Again, if module writers and individual GMs need multiple mechanics for participant elimination, that's an encounter design issue, not a game design one. The solution is better encounters in published modules (IH-like Zones go a LONG way toward this) and better advice and examples for GMs who want to design their own - not anticlimactic game mechanics.
Doug McCrae said:
I hate the rules of story. Story = predictable. I loved the ending of the first Tim Burton Batman movie where we're expecting a lengthy fight against the BBEG, the Joker. Instead he goes down in about 3 seconds. It's good because it's a surprise.

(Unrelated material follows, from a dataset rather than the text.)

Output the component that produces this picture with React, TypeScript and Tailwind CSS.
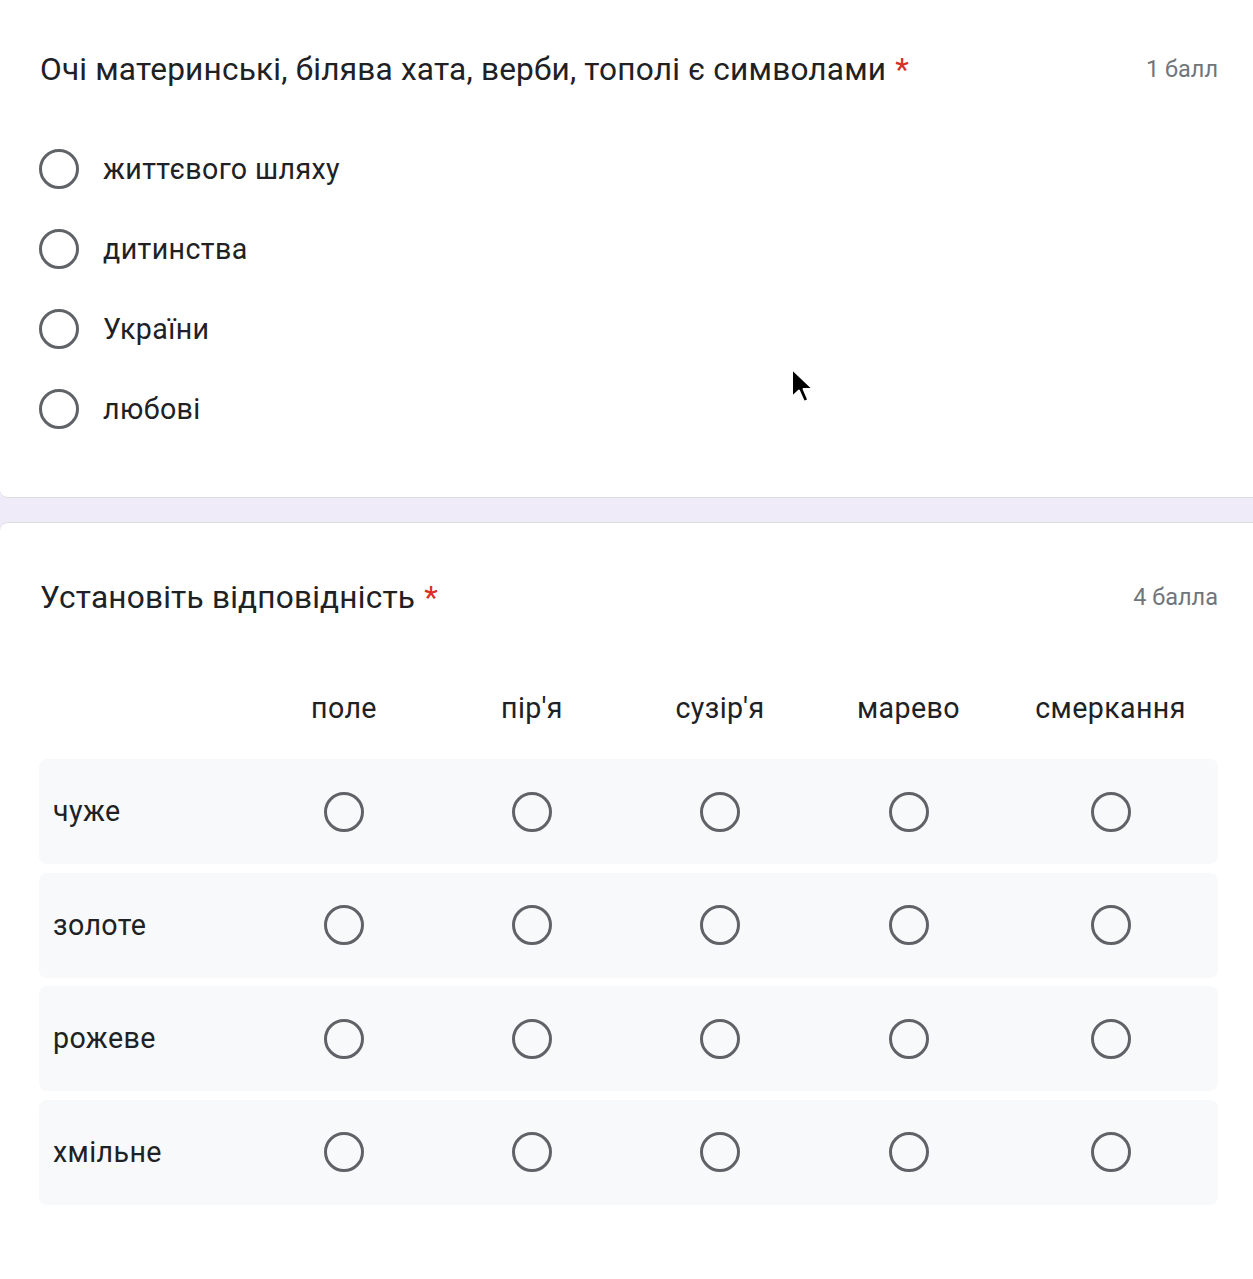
import React from 'react';

const FONT = { fontFamily: 'Roboto, "Noto Sans", Arial, sans-serif' };

const Radio = () => (
  <div className="h-[40px] w-[40px] shrink-0 rounded-full border-[3.5px] border-[#5f6368] bg-transparent" />
);

const Required = () => <span className="ml-[9px] text-[#d93025]">*</span>;

const options = ['життєвого шляху', 'дитинства', 'України', 'любові'];
const columns = ['поле', "пір'я", "сузір'я", 'марево', 'смеркання'];
const rows = ['чуже', 'золоте', 'рожеве', 'хмільне'];

const Cursor = () => (
  <svg
    className="pointer-events-none absolute left-[790px] top-[367px]"
    width="26"
    height="38"
    viewBox="0 0 13 19"
  >
    <path
      d="M1 1 L1 15 L4.5 11.8 L7 17.5 L9.2 16.5 L6.8 11 L11.5 11 Z"
      fill="#000"
      stroke="#fff"
      strokeWidth="1"
      strokeLinejoin="round"
    />
  </svg>
);

export default function App() {
  return (
    <div className="relative flex min-h-screen w-full flex-col bg-[#f0ebf8] text-[#202124]" style={FONT}>
      {/* Question 1 */}
      <div className="h-[498px] rounded-bl-[8px] border-b-[1.5px] border-[#dadce0] bg-white pl-[40px] pr-[35px] pt-[50px]">
        <div className="flex h-[40px] items-center justify-between">
          <div className="text-[31.6px] leading-[40px] tracking-[0.2px]">
            Очі материнські, білява хата, верби, тополі є символами
            <Required />
          </div>
          <div className="text-[23.5px] text-[#70757a]">1 балл</div>
        </div>
        <div className="mt-[39px] flex flex-col">
          {options.map((o) => (
            <div key={o} className="flex h-[80px] items-center">
              <div className="-ml-[1px]">
                <Radio />
              </div>
              <span className="ml-[24px] text-[28.6px] tracking-[0.4px]">{o}</span>
            </div>
          ))}
        </div>
      </div>

      <div className="h-[24px]" />

      {/* Question 2 */}
      <div className="flex-1 rounded-tl-[8px] border-t-[1.5px] border-[#dadce0] bg-white pl-[39px] pr-[35px] pt-[55px]">
        <div className="flex h-[40px] items-center justify-between pl-[1px]">
          <div className="text-[31.6px] leading-[40px] tracking-[0.2px]">
            Установіть відповідність
            <Required />
          </div>
          <div className="text-[23.5px] text-[#70757a]">4 балла</div>
        </div>

        <div className="mt-[65px] grid h-[50px] grid-cols-[211px_188px_188px_188px_189px_1fr] items-center">
          <div />
          {columns.map((c) => (
            <div key={c} className="text-center text-[28.6px] tracking-[0.4px]">
              {c}
            </div>
          ))}
        </div>

        <div className="mt-[26px] flex flex-col gap-[8.5px]">
          {rows.map((r) => (
            <div
              key={r}
              className="grid h-[105px] grid-cols-[211px_188px_188px_188px_189px_1fr] items-center rounded-[8px] bg-[#f8f9fa]"
            >
              <div className="pl-[14px] text-[28.6px] tracking-[0.4px]">{r}</div>
              {columns.map((c) => (
                <div key={c} className="flex justify-center">
                  <Radio />
                </div>
              ))}
            </div>
          ))}
        </div>
      </div>

      <Cursor />
    </div>
  );
}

Most movie BBEGs have to be killed 17 times before the fight's over.
And the final fight between Neo and Agent Smith in the original Matrix is good because it's AWESOME. The final fight between Vader and Luke in Return of the Jedi is good because it's AWESOME. The final fight between Cloud and Sephiroth in Advent Children is good because it's AWESOME. I'd rather bring the awesome every boss fight I can than every once in a while bring the surprise.
Besides, I can bring the surprise without mechanical support - if I want a surprise, I can make a "boss" who, despite having an important role in the campaign, is an incompetent fighter. When the PCs finally pierce his webs of deception and get to him, expecting a climactic encounter - they roll over him instead. And it's cool, because they'll get the climaxes elsewhere and this is one where they can look back at the trail of destruction this boss allegedly wrought and see how he fooled them.
Then when they DO encounter a climactic encounter, it can bring the awesome as needed.